_SOURCE EXCERPT_:
Start

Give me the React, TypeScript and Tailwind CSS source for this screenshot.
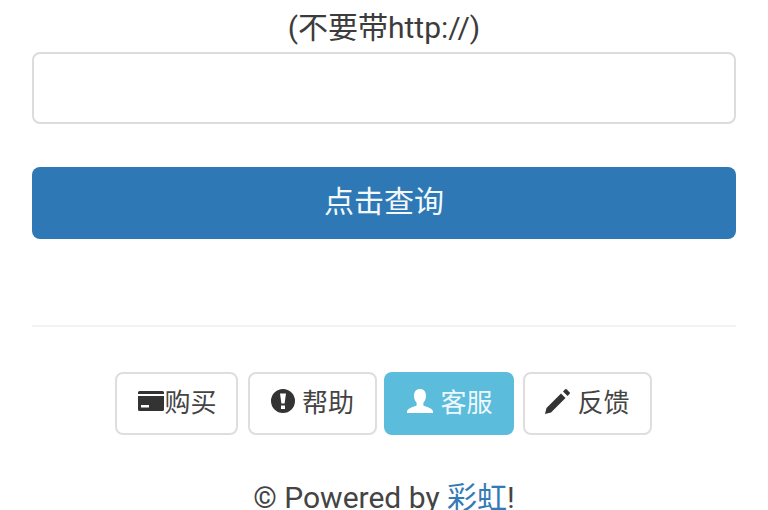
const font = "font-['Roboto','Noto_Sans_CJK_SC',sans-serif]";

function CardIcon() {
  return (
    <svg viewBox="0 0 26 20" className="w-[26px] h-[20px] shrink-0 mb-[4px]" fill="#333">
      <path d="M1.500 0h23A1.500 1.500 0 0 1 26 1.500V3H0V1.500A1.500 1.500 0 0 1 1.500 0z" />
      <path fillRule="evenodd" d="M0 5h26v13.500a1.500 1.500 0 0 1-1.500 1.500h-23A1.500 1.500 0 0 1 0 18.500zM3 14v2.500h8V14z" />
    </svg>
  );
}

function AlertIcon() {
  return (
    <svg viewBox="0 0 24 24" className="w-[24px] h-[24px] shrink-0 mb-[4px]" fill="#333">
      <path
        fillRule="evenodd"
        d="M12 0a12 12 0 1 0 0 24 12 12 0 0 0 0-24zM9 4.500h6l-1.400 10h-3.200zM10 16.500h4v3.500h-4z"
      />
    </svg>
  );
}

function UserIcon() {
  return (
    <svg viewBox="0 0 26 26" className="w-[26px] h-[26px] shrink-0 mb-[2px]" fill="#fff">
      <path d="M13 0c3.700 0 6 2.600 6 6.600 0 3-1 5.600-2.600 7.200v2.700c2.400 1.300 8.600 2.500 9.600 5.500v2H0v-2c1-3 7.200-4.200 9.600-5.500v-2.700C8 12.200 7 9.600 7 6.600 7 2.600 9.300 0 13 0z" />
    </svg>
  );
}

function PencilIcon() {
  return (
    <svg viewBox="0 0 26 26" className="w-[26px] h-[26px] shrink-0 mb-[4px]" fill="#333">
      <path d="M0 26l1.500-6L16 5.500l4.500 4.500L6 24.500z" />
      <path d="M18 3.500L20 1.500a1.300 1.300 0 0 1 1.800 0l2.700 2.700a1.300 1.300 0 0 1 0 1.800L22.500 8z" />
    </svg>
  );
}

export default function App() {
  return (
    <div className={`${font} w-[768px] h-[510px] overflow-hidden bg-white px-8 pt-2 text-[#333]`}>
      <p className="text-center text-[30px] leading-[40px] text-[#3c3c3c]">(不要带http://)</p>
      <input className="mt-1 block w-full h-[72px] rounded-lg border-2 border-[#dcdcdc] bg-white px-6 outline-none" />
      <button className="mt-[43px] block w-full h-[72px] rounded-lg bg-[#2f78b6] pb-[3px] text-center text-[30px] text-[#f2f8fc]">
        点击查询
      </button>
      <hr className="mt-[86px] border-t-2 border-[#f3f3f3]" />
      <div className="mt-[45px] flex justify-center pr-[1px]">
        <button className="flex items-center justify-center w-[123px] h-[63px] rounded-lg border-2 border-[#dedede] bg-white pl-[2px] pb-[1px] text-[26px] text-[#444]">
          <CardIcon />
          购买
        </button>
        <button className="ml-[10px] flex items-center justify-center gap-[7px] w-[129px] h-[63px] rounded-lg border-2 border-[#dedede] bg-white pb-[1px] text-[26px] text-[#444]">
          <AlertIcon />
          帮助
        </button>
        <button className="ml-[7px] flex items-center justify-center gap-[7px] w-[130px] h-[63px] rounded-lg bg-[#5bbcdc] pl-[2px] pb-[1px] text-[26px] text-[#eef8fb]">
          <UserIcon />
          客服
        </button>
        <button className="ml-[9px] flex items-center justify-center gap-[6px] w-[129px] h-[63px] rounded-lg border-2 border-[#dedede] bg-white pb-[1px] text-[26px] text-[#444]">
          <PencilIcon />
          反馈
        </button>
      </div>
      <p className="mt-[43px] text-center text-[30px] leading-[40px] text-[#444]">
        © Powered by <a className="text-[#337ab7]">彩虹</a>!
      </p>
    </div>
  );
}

End

_WHAT THIS TASK INVOLVES_: Transcribe the full listing above exactly, with the images removed.

_RESULT FOR THIS EXERCISE_:
Give me the React, TypeScript and Tailwind CSS source for this screenshot.
const font = "font-['Roboto','Noto_Sans_CJK_SC',sans-serif]";

function CardIcon() {
  return (
    <svg viewBox="0 0 26 20" className="w-[26px] h-[20px] shrink-0 mb-[4px]" fill="#333">
      <path d="M1.500 0h23A1.500 1.500 0 0 1 26 1.500V3H0V1.500A1.500 1.500 0 0 1 1.500 0z" />
      <path fillRule="evenodd" d="M0 5h26v13.500a1.500 1.500 0 0 1-1.500 1.500h-23A1.500 1.500 0 0 1 0 18.500zM3 14v2.500h8V14z" />
    </svg>
  );
}

function AlertIcon() {
  return (
    <svg viewBox="0 0 24 24" className="w-[24px] h-[24px] shrink-0 mb-[4px]" fill="#333">
      <path
        fillRule="evenodd"
        d="M12 0a12 12 0 1 0 0 24 12 12 0 0 0 0-24zM9 4.500h6l-1.400 10h-3.200zM10 16.500h4v3.500h-4z"
      />
    </svg>
  );
}

function UserIcon() {
  return (
    <svg viewBox="0 0 26 26" className="w-[26px] h-[26px] shrink-0 mb-[2px]" fill="#fff">
      <path d="M13 0c3.700 0 6 2.600 6 6.600 0 3-1 5.600-2.600 7.200v2.700c2.400 1.300 8.600 2.500 9.600 5.500v2H0v-2c1-3 7.200-4.200 9.600-5.500v-2.700C8 12.200 7 9.600 7 6.600 7 2.600 9.300 0 13 0z" />
    </svg>
  );
}

function PencilIcon() {
  return (
    <svg viewBox="0 0 26 26" className="w-[26px] h-[26px] shrink-0 mb-[4px]" fill="#333">
      <path d="M0 26l1.500-6L16 5.500l4.500 4.500L6 24.500z" />
      <path d="M18 3.500L20 1.500a1.300 1.300 0 0 1 1.800 0l2.700 2.700a1.300 1.300 0 0 1 0 1.800L22.500 8z" />
    </svg>
  );
}

export default function App() {
  return (
    <div className={`${font} w-[768px] h-[510px] overflow-hidden bg-white px-8 pt-2 text-[#333]`}>
      <p className="text-center text-[30px] leading-[40px] text-[#3c3c3c]">(不要带http://)</p>
      <input className="mt-1 block w-full h-[72px] rounded-lg border-2 border-[#dcdcdc] bg-white px-6 outline-none" />
      <button className="mt-[43px] block w-full h-[72px] rounded-lg bg-[#2f78b6] pb-[3px] text-center text-[30px] text-[#f2f8fc]">
        点击查询
      </button>
      <hr className="mt-[86px] border-t-2 border-[#f3f3f3]" />
      <div className="mt-[45px] flex justify-center pr-[1px]">
        <button className="flex items-center justify-center w-[123px] h-[63px] rounded-lg border-2 border-[#dedede] bg-white pl-[2px] pb-[1px] text-[26px] text-[#444]">
          <CardIcon />
          购买
        </button>
        <button className="ml-[10px] flex items-center justify-center gap-[7px] w-[129px] h-[63px] rounded-lg border-2 border-[#dedede] bg-white pb-[1px] text-[26px] text-[#444]">
          <AlertIcon />
          帮助
        </button>
        <button className="ml-[7px] flex items-center justify-center gap-[7px] w-[130px] h-[63px] rounded-lg bg-[#5bbcdc] pl-[2px] pb-[1px] text-[26px] text-[#eef8fb]">
          <UserIcon />
          客服
        </button>
        <button className="ml-[9px] flex items-center justify-center gap-[6px] w-[129px] h-[63px] rounded-lg border-2 border-[#dedede] bg-white pb-[1px] text-[26px] text-[#444]">
          <PencilIcon />
          反馈
        </button>
      </div>
      <p className="mt-[43px] text-center text-[30px] leading-[40px] text-[#444]">
        © Powered by <a className="text-[#337ab7]">彩虹</a>!
      </p>
    </div>
  );
}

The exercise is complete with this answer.